[Aim of the task]:
Can you transcribe the data exactly? Leave the pictures out.

[Material]:
----

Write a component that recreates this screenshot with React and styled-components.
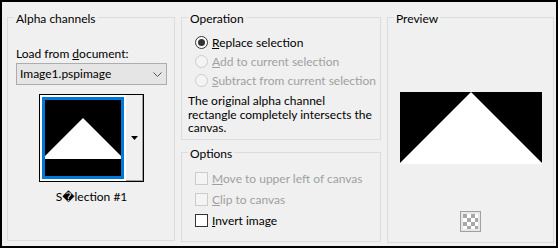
import React from "react";
import styled, { createGlobalStyle } from "styled-components";

const GlobalStyle = createGlobalStyle`
  html, body { margin: 0; padding: 0; background: #fff; }
  body {
    font-family: Lato, "DejaVu Sans", sans-serif;
    font-size: 12px;
    color: #000;
  }
`;

const Frame = styled.div`
  width: 558px;
  height: 248px;
  box-sizing: border-box;
  border: 2px solid #000;
  background: #f0f0f0;
  display: flex;
  align-items: flex-start;
  gap: 6px;
  padding: 15px 2px 0 5px;
`;

const Group = styled.div`
  position: relative;
  box-sizing: border-box;
  border: 1px solid #dcdcdc;
  width: ${(p) => p.$w}px;
  height: ${(p) => p.$h}px;
  padding: ${(p) => p.$pad || "0"};
  display: flex;
  flex-direction: column;
`;

const Title = styled.span`
  position: absolute;
  top: -7px;
  left: 6px;
  padding: 0 2px;
  line-height: 16px;
  background: #f0f0f0;
  white-space: nowrap;
`;

const Column = styled.div`
  display: flex;
  flex-direction: column;
  gap: 12px;
`;

const Label = styled.div`
  line-height: 16px;
  white-space: nowrap;
`;

const Combo = styled.div`
  margin-top: 1px;
  height: 22px;
  box-sizing: border-box;
  border: 1px solid #adadad;
  background: #e5e5e5;
  display: flex;
  align-items: center;
  justify-content: space-between;
  padding: 0 4px 0 3px;
  line-height: 20px;
`;

const ThumbFrame = styled.div`
  align-self: center;
  margin-top: 9px;
  display: flex;
  border: 1px solid #000;
  background: #fff;
`;

const ThumbTile = styled.div`
  padding: 2px;
  display: flex;
`;

const ThumbSel = styled.div`
  border: 3px solid #0078d7;
  width: 76px;
  height: 76px;
  display: flex;
`;

const ThumbButton = styled.div`
  width: 17px;
  box-sizing: border-box;
  background: #f0f0f0;
  border-right: 1px solid #a0a0a0;
  border-bottom: 1px solid #a0a0a0;
  display: flex;
  align-items: center;
  justify-content: center;
`;

const Caption = styled.div`
  margin-top: 7px;
  text-align: center;
  line-height: 16px;
`;

const OptionList = styled.div`
  display: flex;
  flex-direction: column;
  padding-left: 7px;
`;

const Row = styled.div`
  height: ${(p) => p.$h}px;
  display: flex;
  align-items: center;
  gap: 4px;
  color: ${(p) => (p.$disabled ? "#a0a0a0" : "#000")};
  white-space: nowrap;
  line-height: ${(p) => p.$h}px;
`;

const Radio = styled.span`
  width: 13px;
  height: 13px;
  box-sizing: border-box;
  border-radius: 50%;
  border: 1px solid ${(p) => (p.$disabled ? "#cccccc" : "#333")};
  background: ${(p) => (p.$disabled ? "#f4f4f4" : "#fff")};
  display: flex;
  align-items: center;
  justify-content: center;
  flex: none;
  &::after {
    content: "";
    display: ${(p) => (p.$checked ? "block" : "none")};
    width: 7px;
    height: 7px;
    border-radius: 50%;
    background: #333;
  }
`;

const Check = styled.span`
  width: 13px;
  height: 13px;
  box-sizing: border-box;
  border: 1px solid ${(p) => (p.$disabled ? "#cccccc" : "#333")};
  background: ${(p) => (p.$disabled ? "#f4f4f4" : "#fff")};
  flex: none;
`;

const Description = styled.p`
  margin: 4px 0 0;
  line-height: 13.5px;
  white-space: nowrap;
`;

const PreviewImage = styled.svg`
  align-self: center;
  display: block;
`;

const CheckerIcon = styled.svg`
  align-self: center;
  margin-top: 47px;
  display: block;
`;

function Chevron() {
  return (
    <svg width="9" height="5" viewBox="0 0 9 5">
      <polyline points="0.5,0.5 4.5,4.5 8.5,0.5" fill="none" stroke="#555" strokeWidth="1" />
    </svg>
  );
}

export default function App() {
  return (
    <>
      <GlobalStyle />
      <Frame>
        <Group $w={168} $h={224} $pad="28px 7px 0 8px">
          <Title>Alpha channels</Title>
          <Label>
            Load from <u>d</u>ocument:
          </Label>
          <Combo>
            <span>Image1.pspimage</span>
            <Chevron />
          </Combo>
          <ThumbFrame>
            <ThumbTile>
              <ThumbSel>
                <svg width="76" height="76" viewBox="0 0 76 76">
                  <rect width="76" height="76" fill="#000" />
                  <polygon points="38,18 76,56 76,59 0,59 0,56" fill="#fff" />
                </svg>
              </ThumbSel>
            </ThumbTile>
            <ThumbButton>
              <svg width="7" height="4" viewBox="0 0 7 4">
                <polygon points="0,0 7,0 3.5,4" fill="#000" />
              </svg>
            </ThumbButton>
          </ThumbFrame>
          <Caption>S{"\uFFFD"}lection #1</Caption>
        </Group>

        <Column>
          <Group $w={200} $h={123} $pad="15px 6px 0 6px">
            <Title>Operation</Title>
            <OptionList>
              <Row $h={19}>
                <Radio $checked />
                <span>
                  <u>R</u>eplace selection
                </span>
              </Row>
              <Row $h={19} $disabled>
                <Radio $disabled />
                <span>
                  <u>A</u>dd to current selection
                </span>
              </Row>
              <Row $h={19} $disabled>
                <Radio $disabled />
                <span>
                  <u>S</u>ubtract from current selection
                </span>
              </Row>
            </OptionList>
            <Description>
              The original alpha channel
              <br />
              rectangle completely intersects the
              <br />
              canvas.
            </Description>
          </Group>
          <Group $w={200} $h={90} $pad="15px 6px 0 6px">
            <Title>Options</Title>
            <OptionList>
              <Row $h={21} $disabled>
                <Check $disabled />
                <span>
                  <u>M</u>ove to upper left of canvas
                </span>
              </Row>
              <Row $h={21} $disabled>
                <Check $disabled />
                <span>
                  <u>C</u>lip to canvas
                </span>
              </Row>
              <Row $h={21}>
                <Check />
                <span>
                  <u>I</u>nvert image
                </span>
              </Row>
            </OptionList>
          </Group>
        </Column>

        <Group $w={167} $h={226} $pad="74px 0 0 0">
          <Title>Preview</Title>
          <PreviewImage width="142" height="72" viewBox="0 0 142 72">
            <rect width="142" height="72" fill="#000" />
            <polygon points="71,0 142,71 142,72 0,72 0,71" fill="#fff" />
          </PreviewImage>
          <CheckerIcon width="21" height="21" viewBox="0 0 21 21">
            <defs>
              <pattern id="chk" x="3" y="3" width="8" height="8" patternUnits="userSpaceOnUse">
                <rect width="8" height="8" fill="#fff" />
                <rect width="4" height="4" fill="#a8a8a8" />
                <rect x="4" y="4" width="4" height="4" fill="#a8a8a8" />
              </pattern>
            </defs>
            <rect x="0.5" y="0.5" width="20" height="20" fill="#e8e8e8" stroke="#a0a0a0" />
            <rect x="3" y="3" width="15" height="15" fill="url(#chk)" />
          </CheckerIcon>
        </Group>
      </Frame>
    </>
  );
}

----

[Worked solution]:
Write a component that recreates this screenshot with React and styled-components.
import React from "react";
import styled, { createGlobalStyle } from "styled-components";

const GlobalStyle = createGlobalStyle`
  html, body { margin: 0; padding: 0; background: #fff; }
  body {
    font-family: Lato, "DejaVu Sans", sans-serif;
    font-size: 12px;
    color: #000;
  }
`;

const Frame = styled.div`
  width: 558px;
  height: 248px;
  box-sizing: border-box;
  border: 2px solid #000;
  background: #f0f0f0;
  display: flex;
  align-items: flex-start;
  gap: 6px;
  padding: 15px 2px 0 5px;
`;

const Group = styled.div`
  position: relative;
  box-sizing: border-box;
  border: 1px solid #dcdcdc;
  width: ${(p) => p.$w}px;
  height: ${(p) => p.$h}px;
  padding: ${(p) => p.$pad || "0"};
  display: flex;
  flex-direction: column;
`;

const Title = styled.span`
  position: absolute;
  top: -7px;
  left: 6px;
  padding: 0 2px;
  line-height: 16px;
  background: #f0f0f0;
  white-space: nowrap;
`;

const Column = styled.div`
  display: flex;
  flex-direction: column;
  gap: 12px;
`;

const Label = styled.div`
  line-height: 16px;
  white-space: nowrap;
`;

const Combo = styled.div`
  margin-top: 1px;
  height: 22px;
  box-sizing: border-box;
  border: 1px solid #adadad;
  background: #e5e5e5;
  display: flex;
  align-items: center;
  justify-content: space-between;
  padding: 0 4px 0 3px;
  line-height: 20px;
`;

const ThumbFrame = styled.div`
  align-self: center;
  margin-top: 9px;
  display: flex;
  border: 1px solid #000;
  background: #fff;
`;

const ThumbTile = styled.div`
  padding: 2px;
  display: flex;
`;

const ThumbSel = styled.div`
  border: 3px solid #0078d7;
  width: 76px;
  height: 76px;
  display: flex;
`;

const ThumbButton = styled.div`
  width: 17px;
  box-sizing: border-box;
  background: #f0f0f0;
  border-right: 1px solid #a0a0a0;
  border-bottom: 1px solid #a0a0a0;
  display: flex;
  align-items: center;
  justify-content: center;
`;

const Caption = styled.div`
  margin-top: 7px;
  text-align: center;
  line-height: 16px;
`;

const OptionList = styled.div`
  display: flex;
  flex-direction: column;
  padding-left: 7px;
`;

const Row = styled.div`
  height: ${(p) => p.$h}px;
  display: flex;
  align-items: center;
  gap: 4px;
  color: ${(p) => (p.$disabled ? "#a0a0a0" : "#000")};
  white-space: nowrap;
  line-height: ${(p) => p.$h}px;
`;

const Radio = styled.span`
  width: 13px;
  height: 13px;
  box-sizing: border-box;
  border-radius: 50%;
  border: 1px solid ${(p) => (p.$disabled ? "#cccccc" : "#333")};
  background: ${(p) => (p.$disabled ? "#f4f4f4" : "#fff")};
  display: flex;
  align-items: center;
  justify-content: center;
  flex: none;
  &::after {
    content: "";
    display: ${(p) => (p.$checked ? "block" : "none")};
    width: 7px;
    height: 7px;
    border-radius: 50%;
    background: #333;
  }
`;

const Check = styled.span`
  width: 13px;
  height: 13px;
  box-sizing: border-box;
  border: 1px solid ${(p) => (p.$disabled ? "#cccccc" : "#333")};
  background: ${(p) => (p.$disabled ? "#f4f4f4" : "#fff")};
  flex: none;
`;

const Description = styled.p`
  margin: 4px 0 0;
  line-height: 13.5px;
  white-space: nowrap;
`;

const PreviewImage = styled.svg`
  align-self: center;
  display: block;
`;

const CheckerIcon = styled.svg`
  align-self: center;
  margin-top: 47px;
  display: block;
`;

function Chevron() {
  return (
    <svg width="9" height="5" viewBox="0 0 9 5">
      <polyline points="0.5,0.5 4.5,4.5 8.5,0.5" fill="none" stroke="#555" strokeWidth="1" />
    </svg>
  );
}

export default function App() {
  return (
    <>
      <GlobalStyle />
      <Frame>
        <Group $w={168} $h={224} $pad="28px 7px 0 8px">
          <Title>Alpha channels</Title>
          <Label>
            Load from <u>d</u>ocument:
          </Label>
          <Combo>
            <span>Image1.pspimage</span>
            <Chevron />
          </Combo>
          <ThumbFrame>
            <ThumbTile>
              <ThumbSel>
                <svg width="76" height="76" viewBox="0 0 76 76">
                  <rect width="76" height="76" fill="#000" />
                  <polygon points="38,18 76,56 76,59 0,59 0,56" fill="#fff" />
                </svg>
              </ThumbSel>
            </ThumbTile>
            <ThumbButton>
              <svg width="7" height="4" viewBox="0 0 7 4">
                <polygon points="0,0 7,0 3.5,4" fill="#000" />
              </svg>
            </ThumbButton>
          </ThumbFrame>
          <Caption>S{"\uFFFD"}lection #1</Caption>
        </Group>

        <Column>
          <Group $w={200} $h={123} $pad="15px 6px 0 6px">
            <Title>Operation</Title>
            <OptionList>
              <Row $h={19}>
                <Radio $checked />
                <span>
                  <u>R</u>eplace selection
                </span>
              </Row>
              <Row $h={19} $disabled>
                <Radio $disabled />
                <span>
                  <u>A</u>dd to current selection
                </span>
              </Row>
              <Row $h={19} $disabled>
                <Radio $disabled />
                <span>
                  <u>S</u>ubtract from current selection
                </span>
              </Row>
            </OptionList>
            <Description>
              The original alpha channel
              <br />
              rectangle completely intersects the
              <br />
              canvas.
            </Description>
          </Group>
          <Group $w={200} $h={90} $pad="15px 6px 0 6px">
            <Title>Options</Title>
            <OptionList>
              <Row $h={21} $disabled>
                <Check $disabled />
                <span>
                  <u>M</u>ove to upper left of canvas
                </span>
              </Row>
              <Row $h={21} $disabled>
                <Check $disabled />
                <span>
                  <u>C</u>lip to canvas
                </span>
              </Row>
              <Row $h={21}>
                <Check />
                <span>
                  <u>I</u>nvert image
                </span>
              </Row>
            </OptionList>
          </Group>
        </Column>

        <Group $w={167} $h={226} $pad="74px 0 0 0">
          <Title>Preview</Title>
          <PreviewImage width="142" height="72" viewBox="0 0 142 72">
            <rect width="142" height="72" fill="#000" />
            <polygon points="71,0 142,71 142,72 0,72 0,71" fill="#fff" />
          </PreviewImage>
          <CheckerIcon width="21" height="21" viewBox="0 0 21 21">
            <defs>
              <pattern id="chk" x="3" y="3" width="8" height="8" patternUnits="userSpaceOnUse">
                <rect width="8" height="8" fill="#fff" />
                <rect width="4" height="4" fill="#a8a8a8" />
                <rect x="4" y="4" width="4" height="4" fill="#a8a8a8" />
              </pattern>
            </defs>
            <rect x="0.5" y="0.5" width="20" height="20" fill="#e8e8e8" stroke="#a0a0a0" />
            <rect x="3" y="3" width="15" height="15" fill="url(#chk)" />
          </CheckerIcon>
        </Group>
      </Frame>
    </>
  );
}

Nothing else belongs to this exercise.